Keep this great work up and matteo will want to have your babies!
posted by nofundy at 6:40 AM on April 11, 2006

I thought it was President Bush's father who didn't want to "march all the way to Baghdad."
"I'll never forget," he said, when Secretary of Defense Dick Cheney and Chairman of the Joint Chiefs of Staff Gen. Colin Powell "came over and said it was time to end the fighting -- mission accomplished. I said, 'Do [Gen. Norman] Schwarzkopf and the commanders agree.'"
And would Moran put Bush 1.0 and Reagan and Rumsfeld and Cheney in the 'we-can-use Saddam' faction?

Wilson was for repelling a tyrant who grabbed land, but not for regime change by force.

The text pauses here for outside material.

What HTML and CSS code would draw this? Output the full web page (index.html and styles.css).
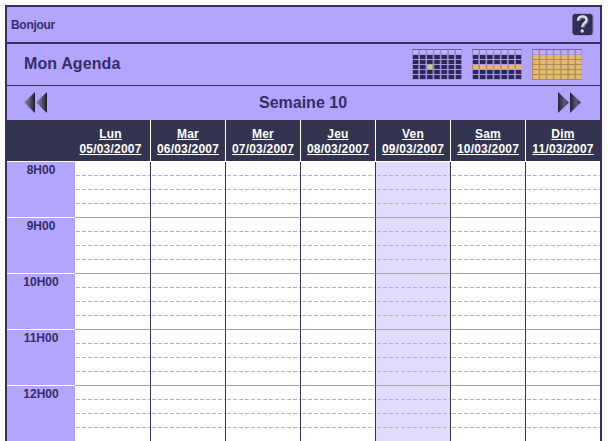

Repelling a tyrant who grabbed land was endorsed by the United Nations and supported by the UN Charter. Regime change by force would have been illegal under the UN Charter (and, by extension, US law). This is not an unusual position for a diplomat to take.
posted by kirkaracha at 6:47 AM on April 11, 2006

Pretty much spot on, kirkaracha -- but of course Moran knows that. It's why he resorts to such a mendacious hand-wave. The idea that Joe Wilson somehow got the office-politics drop on Cheney is preposterous, as is the idea that he was the primary supporter of that position. Christ almighty, his boss was James Baker, who knows where all the bodies are buried hairs on every Bush ass are.

But it's necessary to circle the wagons around the idea that they hope they can still rhetorically defend -- the Saddam was a bad man angle. And Bush-Cheney were "anti-Saddam", you see. It helps set up an unspoken, unarticulated (because he knows he can't say it explicitly) Joe Wilson was pro-Saddam motif. It's almost poetic in its structure, but it's a smear of the worst kind.

In reality, who wasn't anti-Saddam? But Moran needs desperately to discredit Wilson and the CIA; it's astonishing the depths to which he'll stoop here.
posted by dhartung at 9:11 AM on April 11, 2006

Nice dissection of the moves.
posted by Smedleyman at 11:21 AM on April 11, 2006

I was hoping that someone might notice that my post on Murray Waas as Woodward for now does not even mention Joe Wilson or Valerie Plame. It's about who's reporting the biggest story in town: "what really went down as the Bush team drove deceptively to war, and later tried to conceal how bad the deception—and decision-making—had been."

What happened to Valerie Plame is one small part of that (very big) story, but Rick Moran wants to argue about Wilson. Meanwhile, Waas keeps moving closer and closer.